Впрочем, если герои «Сумеречной зоны», «Шоу Трумана» или «Матрицы» всеми силами стремились вырваться за пределы симуляции, Нэйтан Филдер, кажется, хочет оставаться там как можно дольше. Сам процесс репетиции увлекает его куда больше, чем ее потенциальный результат, имитация реальности оказывается важнее, чем возможность вмешаться в нее и изменить мир к лучшему. Чувствуется, что Филдеру боязно выходить за пределы этой выверенной в малейших деталях, абсолютно контролируемой матрицы. Этим он, конечно, очень напоминает протагониста фильма Чарли Кауфмана «Синекдоха. Нью-Йорк», театрального режиссера Кейдена Котара (его играет Филип Сеймур Хоффман).
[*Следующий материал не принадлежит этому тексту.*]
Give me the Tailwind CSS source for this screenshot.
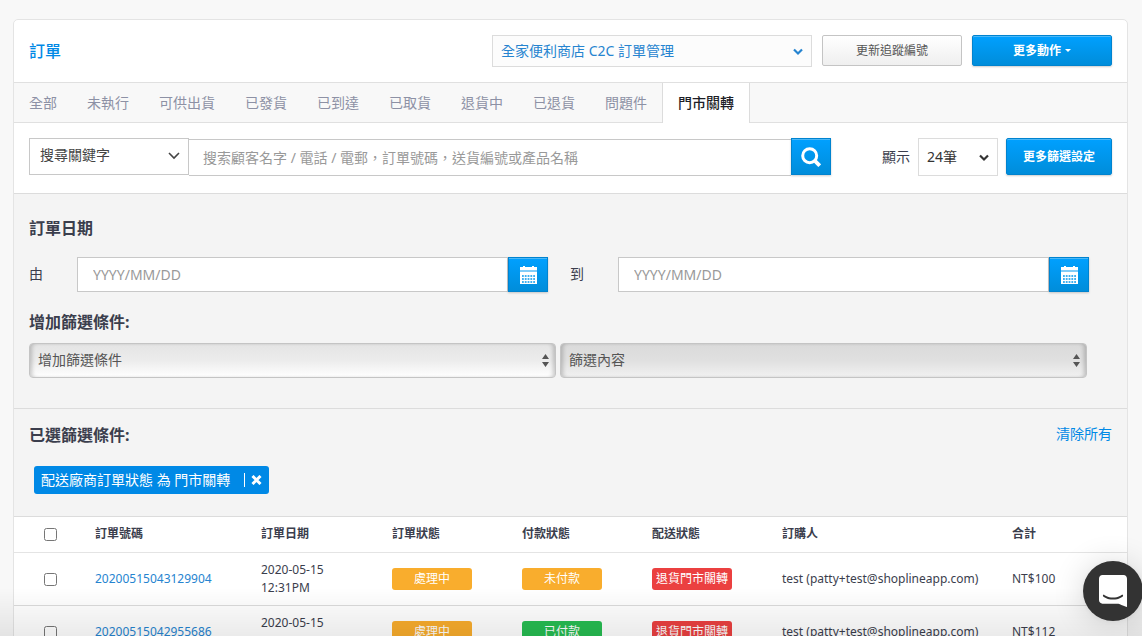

Получив огромный грант, ревностный поборник реализма выстраивает гигантскую декорацию Нью-Йорка, нанимает сотни актеров, которые должны сыграть каждого из жителей этого города, и десятилетиями подряд репетирует с ними нечто, что должно стать таким же всеобъемлющим, как сама и реальность.

Нэйтан Филдер в сериале «Репетиция»

Вопреки названию, герой Сеймура Хоффмана совершенно неспособен к синекдохе, то есть выражению целого через часть, и получается у него не произведение искусства, а дурная фрактальная репликация реальности. В спектакле скоро появляется актер, играющий самого Котара (точь-в-точь как в первом сезоне «Репетиции»), актрисы, играющие его жену и многочисленных любовниц (которые и сами служат в этом метатеатре) и актеры, играющие этих актеров. В итоге Котар оказывается вытеснен на обочину этого выстроенного им самим мира, так же как он был вытеснен на обочину мира реального.

Филдер же, наоборот, завершает свой эксперимент вполне успешно: становится героем и пилотирует самый настоящий самолет, хоть и полагая, что все еще находится в тщательно срежиссированной постановке. И, что самое удивительное, эта убежденность передается пассажирам управляемого им рейса: они, похоже, тоже думают, что с ними ничего не случится. Ведь все происходит перед камерами, а значит, с гарантией хеппи-энда.